La trama è semplicissima. Simon Pegg è Gary King, uomo di mezz’età scoppiato, fermo coi ricordi all’atto ultimo della sua gioventù, momento nel quale la sua vita ha iniziato la parabola discendente, e deciso a ritornare nella cittadina in cui è nato, cresciuto e divenuto il “Re”, per completare quanto lasciato in sospeso e ritornare a vivere al massimo, almeno per una sera.
Tutto questo non sarebbe possibile se non riuscisse a rimettere insieme la banda. E King, convincendo e imbrogliando uno ad uno i suoi vecchi compari(Blues Brothers!!), con un astuto inganno strappa gli ormai adulti amici di un tempo alle loro borghesi vite di città e li porta con sè nel suo viaggio alla riscoperta dei bei tempi perduti.
Il piano è completare il giro dei 12 bar del paese, ultimo dei quali è per l’appunto il The World’s End, ed necessario per la buona riuscita del piano che il tutto avvenga in una sola notte, e che in ogni locale tutti bevano una pinta di birra.
Le difficoltà iniziano subito: Andrew è astemio da anni e ordina un bicchiere d’acqua. Ben presto però il pericolo di “un’invasione pacifica” dell’umanità atta a “esportare la democrazia” nell’Universo farà mettere da parte ogni divisione – e convincerà Andrew a bere la sua pinta – al fine di combattere l’ultima battaglia, quella per la libertà del genere umano.
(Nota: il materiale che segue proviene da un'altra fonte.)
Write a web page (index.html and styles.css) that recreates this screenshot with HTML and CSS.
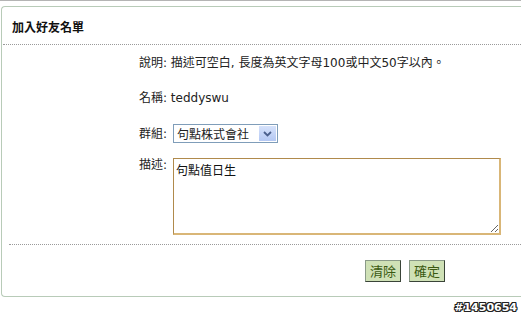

Ancora una volta il finale è d’oro. Arrivati a The World’s End, bene e male si mischiano verso l’inevitabile conclusione dal sapore allo stesso tempo dolce ed amaro, la cui interpretazione in un senso o nell’altro è lasciata allo spettatore.
La degna conclusione di un ciclo nel quale l’uomo si libera dalle catene dell’uniformazione a tutti i costi, e ne paga le conseguenze.
Per ora è tutto, nell’attesa che esca Ant-Man(alla fine il mio eroe è stato accreditato come sceneggiatore e produttore esecutivo) e con la buona novella che Wright presto tornerà sul set per dirigere il suo nuovo progetto: Baby Driver.